Prediction of the effects of management practices on discharge and mineral nitrogen yield from paddy fields under future climate using APEX-paddy model

This study is to evaluate the BMPs in the reduction of surface discharge and mineral nitrogen yield from paddy cultivation for three future time slices (e.g., the 2010s, 2040s, and 2070s) using APEX-Paddy (Agricultural Policy/Environmental eXtender-Paddy) model. The model was calibrated and validated for surface discharge and mineral nitrogen yield using 3-year monitoring data (2013–2015) from the conventional paddy management field (CMP-1). For surface discharge and mineral nitrogen yield estimates, the future projections of 29 GCMs (General Circulation Model) were bias-corrected and applied to the calibrated APEX-Paddy model. We investigated five specific management strategies related to paddy drainage outlet regulation and new fertilization methods, as the BMPs minimize the mineral nitrogen yield and surface discharges due to climate change. The modeling results indicated that the effects of BMPs would vary by future climate scenarios (i.e., RCP4.5, RCP8.5) and periods (i.e., the 2010s, 2040s, 2070s). It was generally expected that the surface discharge and mineral nitrogen yields would increase in the future. The combination of raising drainage outlets and soil test-based fertilization (DOR-STF) showed a substantial reduction in surface discharge in both scenarios (RCP4.5 and 8.5); the highest reduction rate was observed in the 2010s and was estimated at 21.9 % under RCP4.5. Soil test-based fertilization (STF) showed a substantial reduction in mineral nitrogen yield by 31.0 and 28.3 % during the 2010s under RCP8.5 and RCP4.5, respectively followed by DOR-STF, as compared to conventional management practice (CMP-1).
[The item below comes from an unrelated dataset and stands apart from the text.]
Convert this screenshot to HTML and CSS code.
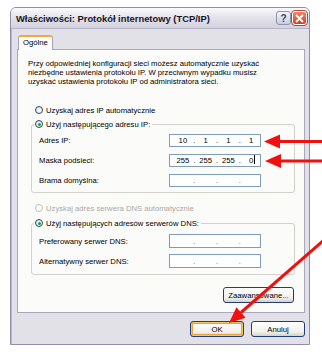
FILE: index.html
```html
<html>
<head>
    <title>Właściwości: Protokół internetowy (TCP/IP)</title>
<link rel="stylesheet" href="styles.css">
</head>
<body>
  <div class="window">
    <div class="titlebar">
      <span class="title">Właściwości: Protokół internetowy (TCP/IP)</span>
      <div class="caption-btns">
        <span class="cbtn help">?</span>
        <span class="cbtn close">
          <svg width="9" height="9" viewBox="0 0 9 9"><path d="M1 1 L8 8 M8 1 L1 8" stroke="#fff" stroke-width="1.8"/></svg>
        </span>
      </div>
    </div>
    <div class="client">
      <div class="tabs"><span class="tab">Ogólne</span></div>
      <div class="panel">
        <p class="intro">Przy odpowiedniej konfiguracji sieci możesz automatycznie uzyskać niezbędne ustawienia protokołu IP. W przeciwnym wypadku musisz uzyskać ustawienia protokołu IP od administratora sieci.</p>

        <div class="radio-row first"><span class="radio"></span>Uzyskaj adres IP automatycznie</div>

        <fieldset class="group ip-group">
          <legend><span class="radio on"></span>Użyj następującego adresu IP:</legend>
          <div class="field-row">
            <span class="lbl">Adres IP:</span>
            <div class="ipbox"><span class="seg">10</span><span class="dot">.</span><span class="seg">1</span><span class="dot">.</span><span class="seg">1</span><span class="dot">.</span><span class="seg">1</span></div>
          </div>
          <div class="field-row">
            <span class="lbl">Maska podsieci:</span>
            <div class="ipbox"><span class="seg">255</span><span class="dot">.</span><span class="seg">255</span><span class="dot">.</span><span class="seg">255</span><span class="dot">.</span><span class="seg">0<i class="caret"></i></span></div>
          </div>
          <div class="field-row">
            <span class="lbl">Brama domyślna:</span>
            <div class="ipbox empty"><span class="seg"></span><span class="dot">.</span><span class="seg"></span><span class="dot">.</span><span class="seg"></span><span class="dot">.</span><span class="seg"></span></div>
          </div>
        </fieldset>

        <div class="radio-row disabled"><span class="radio off"></span>Uzyskaj adres serwera DNS automatycznie</div>

        <fieldset class="group dns-group">
          <legend><span class="radio on"></span>Użyj następujących adresów serwerów DNS:</legend>
          <div class="field-row">
            <span class="lbl">Preferowany serwer DNS:</span>
            <div class="ipbox empty"><span class="seg"></span><span class="dot">.</span><span class="seg"></span><span class="dot">.</span><span class="seg"></span><span class="dot">.</span><span class="seg"></span></div>
          </div>
          <div class="field-row">
            <span class="lbl">Alternatywny serwer DNS:</span>
            <div class="ipbox empty"><span class="seg"></span><span class="dot">.</span><span class="seg"></span><span class="dot">.</span><span class="seg"></span><span class="dot">.</span><span class="seg"></span></div>
          </div>
        </fieldset>

        <div class="adv-row"><button class="xpbtn adv">Zaawansowane...</button></div>
      </div>
      <div class="dlg-btns">
        <button class="xpbtn ok">OK</button>
        <button class="xpbtn">Anuluj</button>
      </div>
    </div>
  </div>

  <!-- strzałki nałożone na zrzut -->
  <svg class="arrows" width="322" height="356" viewBox="0 0 322 356">
    <line x1="323" y1="141.5" x2="278" y2="141.5" stroke="#f01010" stroke-width="3"/>
    <polygon points="264,141.5 280,134.5 280,148.5" fill="#f01010"/>
    <line x1="323" y1="161" x2="279" y2="161" stroke="#f01010" stroke-width="3"/>
    <polygon points="265,161 281,154 281,168" fill="#f01010"/>
    <line x1="324" y1="240" x2="241" y2="312.5" stroke="#f01010" stroke-width="3"/>
    <polygon points="229,323 245.6,317.7 236.4,307.2" fill="#f01010"/>
  </svg>
</body>
</html>
```

FILE: styles.css
```css
body {
  margin: 0;
  background-color: #FFF;
  font-family: "Liberation Sans", Arial, sans-serif;
  font-size: 7.7px;
  color: #000;
  position: relative;
  width: 322px;
  height: 356px;
  overflow: hidden;
}

.window {
  margin: 7px 0 0 10px;
  width: 300px;
  height: 338px;
  box-sizing: border-box;
  border: 1px solid #8F8EA8;
  border-radius: 6px 6px 0 0;
  background-color: #E2E1E8;
  display: flex;
  flex-direction: column;
}

.titlebar {
  height: 20px;
  display: flex;
  align-items: center;
  justify-content: space-between;
  padding: 0 2px 0 5px;
  border-radius: 5px 5px 0 0;
  background: linear-gradient(#FBFBFD, #E4E3EB 45%, #D3D2DE);
  border-bottom: 1px solid #B6B5C8;
}

.title {
  font-weight: bold;
  font-size: 9.4px;
  color: #15151F;
}

.caption-btns {
  display: flex;
  gap: 1px;
}

.cbtn {
  width: 15px;
  height: 14px;
  border-radius: 3px;
  display: flex;
  align-items: center;
  justify-content: center;
  box-sizing: border-box;
}

.help {
  background: linear-gradient(#F4F5FA, #C9CEDF);
  border: 1px solid #8E93AE;
  font-weight: bold;
  font-size: 10px;
  color: #3A3F5C;
}

.close {
  background: linear-gradient(#F08466, #D9401F);
  border: 1px solid #FFF;
  outline: 1px solid #B04A3A;
}

.client {
  flex: 1;
  display: flex;
  flex-direction: column;
  padding: 5px 4px 0 5px;
  border-left: 1px solid #B7B6CB;
}

.tabs {
  display: flex;
  height: 15px;
  padding-left: 1px;
}

.tab {
  width: 35px;
  box-sizing: border-box;
  background-color: #FCFCFE;
  border: 1px solid #A6A5B8;
  border-top: 2px solid #F2A93A;
  border-bottom: none;
  border-radius: 3px 3px 0 0;
  text-align: center;
  line-height: 12px;
  position: relative;
  top: 1px;
}

.panel {
  width: 288px;
  box-sizing: border-box;
  background-color: #FBFBFA;
  border: 1px solid #A9A8BA;
  padding: 9px 10px 9px 10px;
}

.intro {
  margin: 0;
  line-height: 9px;
  width: 245px;
}

.radio-row {
  display: flex;
  align-items: center;
  height: 12px;
  margin-left: 7px;
}

.radio-row.first {
  margin-top: 18px;
}

.radio-row.disabled {
  margin-top: 9px;
  color: #ACA8A0;
}

.radio {
  width: 8px;
  height: 8px;
  box-sizing: border-box;
  border: 1px solid #1F4E7E;
  border-radius: 50%;
  background: radial-gradient(circle at 60% 60%, #FFF, #DCDAD0);
  margin-right: 3px;
  display: inline-flex;
  align-items: center;
  justify-content: center;
}

.radio.on::after {
  content: "";
  width: 3px;
  height: 3px;
  border-radius: 50%;
  background-color: #21A121;
}

.radio.off {
  border-color: #C4C2B8;
  background: #FBFBFA;
}

.group {
  margin: 2px 0 0 3px;
  width: 264px;
  box-sizing: border-box;
  border: 1px solid #D3D2C8;
  border-radius: 3px;
  padding: 4px 0 5px 7px;
}

.dns-group {
  margin-top: 3px;
  padding: 5px 0 6px 7px;
}

.group legend {
  display: flex;
  align-items: center;
  height: 12px;
  padding: 0 2px 0 1px;
  margin-left: -5px;
}

.field-row {
  display: flex;
  align-items: center;
  height: 13px;
}

.field-row + .field-row {
  margin-top: 7px;
}

.dns-group .field-row {
  height: 14px;
}

.dns-group .field-row + .field-row {
  margin-top: 6px;
}

.lbl {
  width: 130px;
}

.ipbox {
  width: 92px;
  height: 100%;
  box-sizing: border-box;
  border: 1px solid #7F9DB9;
  background-color: #FFF;
  display: flex;
  align-items: center;
  padding-left: 4px;
}

.seg {
  width: 18px;
  text-align: center;
  position: relative;
}

.dot {
  width: 5px;
  text-align: center;
}

.empty .dot {
  color: #8A3A8A;
}

.caret {
  position: absolute;
  top: -1px;
  margin-left: 1px;
  width: 1px;
  height: 9px;
  background-color: #000;
}

.adv-row {
  display: flex;
  justify-content: flex-end;
  margin-top: 12px;
}

.xpbtn {
  font-family: "Liberation Sans", Arial, sans-serif;
  font-size: 7.7px;
  color: #000;
  height: 16px;
  padding: 0;
  border: 1px solid #1F3F76;
  border-radius: 3px;
  background: linear-gradient(#FFFFFF, #F2F1EC 70%, #D6D0C5);
}

.adv {
  width: 71px;
}

.dlg-btns {
  display: flex;
  justify-content: flex-end;
  gap: 7px;
  margin-top: 8px;
  width: 288px;
}

.dlg-btns .xpbtn {
  width: 54px;
}

.xpbtn.ok {
  box-shadow: inset 0 0 0 1px #F7C561, inset 0 0 0 2px #E8A33A;
}

.arrows {
  position: absolute;
  top: 0;
  left: 0;
  pointer-events: none;
}
```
However, the combination of drainage outlet raising, and fertilizer application before outlet weir installation (DOR-FABWI) management resulted in increased mineral nitrogen yield of up to 31.0 % under RCP4.5 and 36.7 % under RCP8.5. The study findings indicate that climate change will increase exports of mineral nitrogen from paddy fields. Nevertheless, appropriate BMPs may play a vital role in reducing the mineral nitrogen yields for the production of paddy rice in future climates, and these effects may vary according to future climate conditions.